Tankless water heaters are about 30 percent more efficient than standard ones. Installation starts at about $1,000 for an electric whole-house model. For more energy savings, replace your refrigerator, washer, dryer, and dishwasher with energy-efficient models.

Replace Doors and Windows:

Replace leaky doors and windows with insulated ones. The cost ranges from $200 to $800 per window including installation, but you’ll save up to 33 percent per year on heating and cooling bills while adding significant home value. You can also claim federal tax credits for 10 percent of the cost.

Install a New HVAC:

Heating and cooling systems are your home’s largest energy users, accounting for 35 to 50 percent of annual utility bills.
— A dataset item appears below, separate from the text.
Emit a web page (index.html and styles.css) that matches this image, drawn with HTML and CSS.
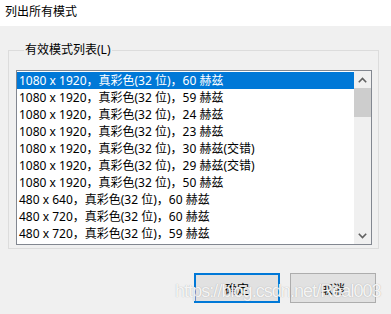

A new one ranges from $3700 to $7100, but a high-efficiency air and heating system is very attractive to potential buyers. Plus, if you take advantage of government incentives and rebates, installing an energy-efficient system could cost roughly the same as a standard unit.

Go Solar:

The cost of installing solar panels depends upon the size and type of system you need, but a whole house installation typically runs between $25,000 to $35,000. In return, a solar energy system can increase your home’s value by at least $15,000. Be sure to maximize savings by enrolling in your local utility’s subsidy program. Check the National Utility Rate Database to see what’s available in your area

Some energy-saving ideas cost absolutely nothing. For example, turning off lights and power strips you’re not using could save about 12 percent on electric bills per year. Being informed and proactive about home energy usage adds up to lots of extra dollars in your pocket, plus it helps our environment by reducing dependence on non-renewable fuels.